• [Recorded information]:
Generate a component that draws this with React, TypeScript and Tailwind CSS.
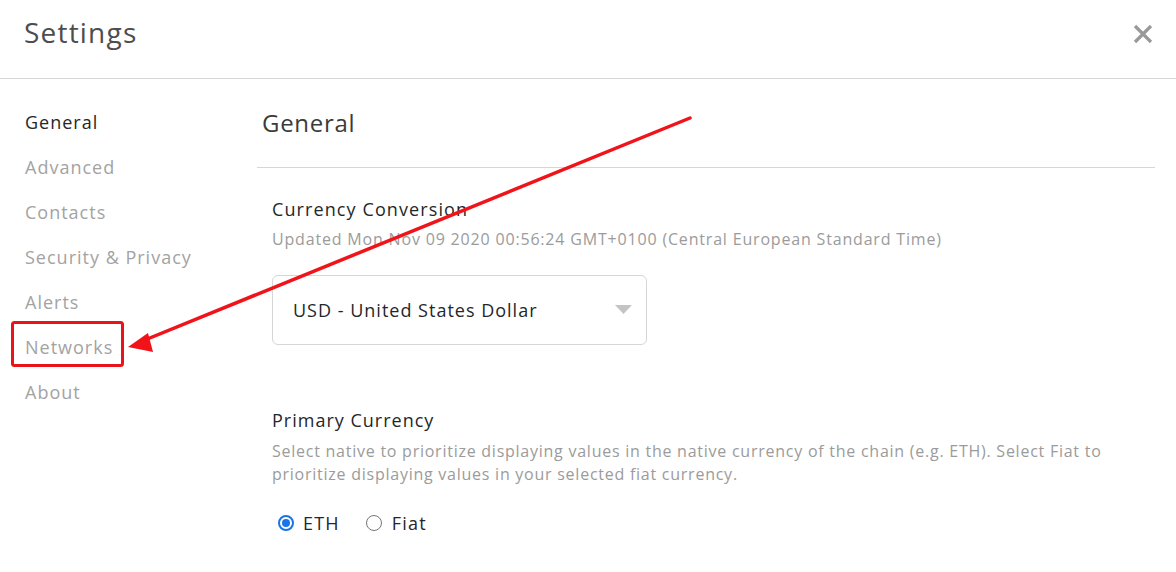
import React from "react";

const font = { fontFamily: '"Open Sans", "Liberation Sans", sans-serif' };

const navItems = ["General", "Advanced", "Contacts", "Security & Privacy", "Alerts", "Networks", "About"];

export default function App() {
  return (
    <div className="relative w-[1176px] h-[572px] bg-white overflow-hidden text-[#24272a]" style={font}>
      <div className="h-[79px] border-b border-[#d6d6d6] flex items-center justify-between pl-[24px] pr-[22px]">
        <div className="text-[28px] leading-[36px] text-[#4d4d4d] tracking-[1.2px] -mt-[14px]">Settings</div>
        <svg width="22" height="22" viewBox="0 0 22 22" className="-mt-[11px]">
          <path d="M3 3 L19 19 M19 3 L3 19" stroke="#999" strokeWidth="3.2" strokeLinecap="butt" />
        </svg>
      </div>
      <div className="flex">
        <div className="w-[257px] pt-[21px] pl-[25px] flex flex-col">
          {navItems.map((n, i) => (
            <div
              key={n}
              className={`h-[45px] flex items-center text-[18px] tracking-[1px] ${i === 0 ? "text-[#24272a]" : "text-[#a3a3a3]"}`}
            >
              {n}
            </div>
          ))}
        </div>
        <div className="w-[898px] flex flex-col">
          <div className="h-[89px] flex items-center pl-[5px] border-b border-[#d6d6d6] text-[24px] tracking-[0.7px] text-[#3b3b3b]">
            General
          </div>
          <div className="pl-[15px] flex flex-col">
            <div className="mt-[29px] text-[18px] leading-[24px] tracking-[1.1px] text-[#24272a]">Currency Conversion</div>
            <div className="mt-[7px] text-[16px] leading-[22px] text-[#9b9b9b] tracking-[0.82px]">
              Updated Mon Nov 09 2020 00:56:24 GMT+0100 (Central European Standard Time)
            </div>
            <div className="mt-[25px] w-[375px] h-[70px] border border-[#d6d6d6] rounded-[6px] flex items-center justify-between pl-[20px] pr-[14px]">
              <span className="text-[18px] tracking-[1px] text-[#24272a]">USD - United States Dollar</span>
              <svg width="17" height="10" viewBox="0 0 17 10">
                <path d="M0 0 L17 0 L8.5 9 Z" fill="#c4c4c4" />
              </svg>
            </div>
            <div className="mt-[63px] text-[18px] leading-[24px] tracking-[1px] text-[#24272a]">Primary Currency</div>
            <div className="mt-[8px] text-[16px] leading-[23px] text-[#9b9b9b] tracking-[0.75px] pr-[30px]">
              Select native to prioritize displaying values in the native currency of the chain (e.g. ETH). Select Fiat to prioritize displaying values in your selected fiat currency.
            </div>
            <div className="mt-[25px] h-[24px] flex items-center text-[18px] tracking-[1.2px]">
              <div className="ml-[6px] w-[16px] h-[16px] rounded-full border-2 border-[#1a73e8] flex items-center justify-center">
                <div className="w-[8px] h-[8px] rounded-full bg-[#1a73e8]" />
              </div>
              <span className="ml-[9px] text-[#24272a]">ETH</span>
              <div className="ml-[26px] w-[16px] h-[16px] rounded-full border border-[#767676]" />
              <span className="ml-[10px] text-[#24272a]">Fiat</span>
            </div>
          </div>
        </div>
      </div>
      <svg className="absolute inset-0 pointer-events-none" width="1176" height="572">
        <rect x="12.5" y="322.5" width="110" height="43" rx="2" fill="none" stroke="#e8141a" strokeWidth="3" />
        <line x1="690" y1="118" x2="140" y2="342" stroke="#f0141a" strokeWidth="3.5" strokeLinecap="round" />
        <polygon points="128,347 148,333 153,352" fill="#f0141a" />
      </svg>
    </div>
  );
}
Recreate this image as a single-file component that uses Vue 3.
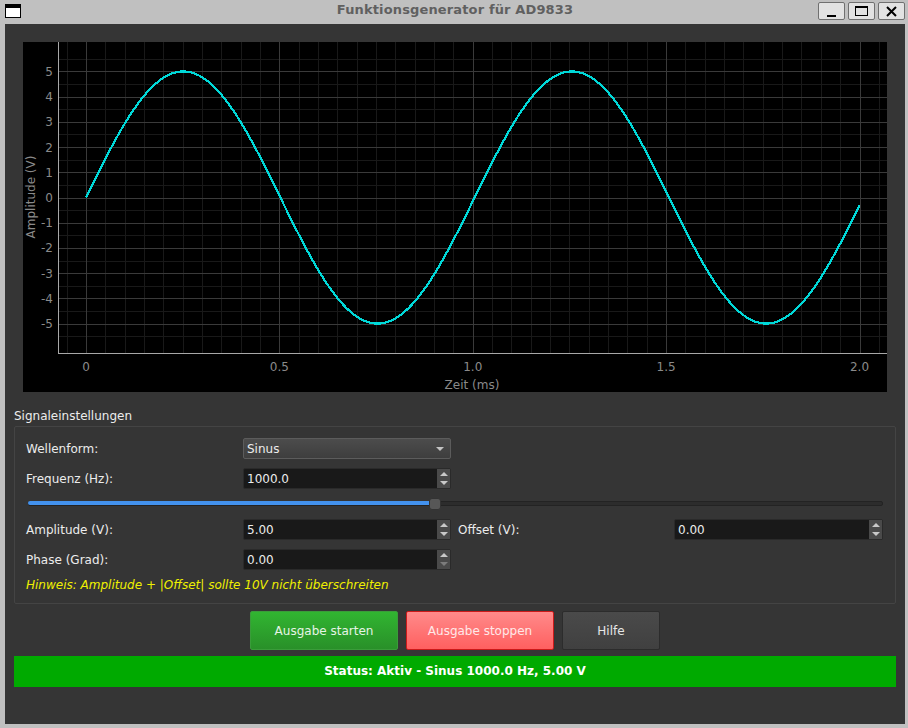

• [Problem to solve]:
Pictures are to be left out; all else in the entries above is to be quoted exactly.

• [Result of the exercise]:
Generate a component that draws this with React, TypeScript and Tailwind CSS.
import React from "react";

const font = { fontFamily: '"Open Sans", "Liberation Sans", sans-serif' };

const navItems = ["General", "Advanced", "Contacts", "Security & Privacy", "Alerts", "Networks", "About"];

export default function App() {
  return (
    <div className="relative w-[1176px] h-[572px] bg-white overflow-hidden text-[#24272a]" style={font}>
      <div className="h-[79px] border-b border-[#d6d6d6] flex items-center justify-between pl-[24px] pr-[22px]">
        <div className="text-[28px] leading-[36px] text-[#4d4d4d] tracking-[1.2px] -mt-[14px]">Settings</div>
        <svg width="22" height="22" viewBox="0 0 22 22" className="-mt-[11px]">
          <path d="M3 3 L19 19 M19 3 L3 19" stroke="#999" strokeWidth="3.2" strokeLinecap="butt" />
        </svg>
      </div>
      <div className="flex">
        <div className="w-[257px] pt-[21px] pl-[25px] flex flex-col">
          {navItems.map((n, i) => (
            <div
              key={n}
              className={`h-[45px] flex items-center text-[18px] tracking-[1px] ${i === 0 ? "text-[#24272a]" : "text-[#a3a3a3]"}`}
            >
              {n}
            </div>
          ))}
        </div>
        <div className="w-[898px] flex flex-col">
          <div className="h-[89px] flex items-center pl-[5px] border-b border-[#d6d6d6] text-[24px] tracking-[0.7px] text-[#3b3b3b]">
            General
          </div>
          <div className="pl-[15px] flex flex-col">
            <div className="mt-[29px] text-[18px] leading-[24px] tracking-[1.1px] text-[#24272a]">Currency Conversion</div>
            <div className="mt-[7px] text-[16px] leading-[22px] text-[#9b9b9b] tracking-[0.82px]">
              Updated Mon Nov 09 2020 00:56:24 GMT+0100 (Central European Standard Time)
            </div>
            <div className="mt-[25px] w-[375px] h-[70px] border border-[#d6d6d6] rounded-[6px] flex items-center justify-between pl-[20px] pr-[14px]">
              <span className="text-[18px] tracking-[1px] text-[#24272a]">USD - United States Dollar</span>
              <svg width="17" height="10" viewBox="0 0 17 10">
                <path d="M0 0 L17 0 L8.5 9 Z" fill="#c4c4c4" />
              </svg>
            </div>
            <div className="mt-[63px] text-[18px] leading-[24px] tracking-[1px] text-[#24272a]">Primary Currency</div>
            <div className="mt-[8px] text-[16px] leading-[23px] text-[#9b9b9b] tracking-[0.75px] pr-[30px]">
              Select native to prioritize displaying values in the native currency of the chain (e.g. ETH). Select Fiat to prioritize displaying values in your selected fiat currency.
            </div>
            <div className="mt-[25px] h-[24px] flex items-center text-[18px] tracking-[1.2px]">
              <div className="ml-[6px] w-[16px] h-[16px] rounded-full border-2 border-[#1a73e8] flex items-center justify-center">
                <div className="w-[8px] h-[8px] rounded-full bg-[#1a73e8]" />
              </div>
              <span className="ml-[9px] text-[#24272a]">ETH</span>
              <div className="ml-[26px] w-[16px] h-[16px] rounded-full border border-[#767676]" />
              <span className="ml-[10px] text-[#24272a]">Fiat</span>
            </div>
          </div>
        </div>
      </div>
      <svg className="absolute inset-0 pointer-events-none" width="1176" height="572">
        <rect x="12.5" y="322.5" width="110" height="43" rx="2" fill="none" stroke="#e8141a" strokeWidth="3" />
        <line x1="690" y1="118" x2="140" y2="342" stroke="#f0141a" strokeWidth="3.5" strokeLinecap="round" />
        <polygon points="128,347 148,333 153,352" fill="#f0141a" />
      </svg>
    </div>
  );
}
Recreate this image as a single-file component that uses Vue 3.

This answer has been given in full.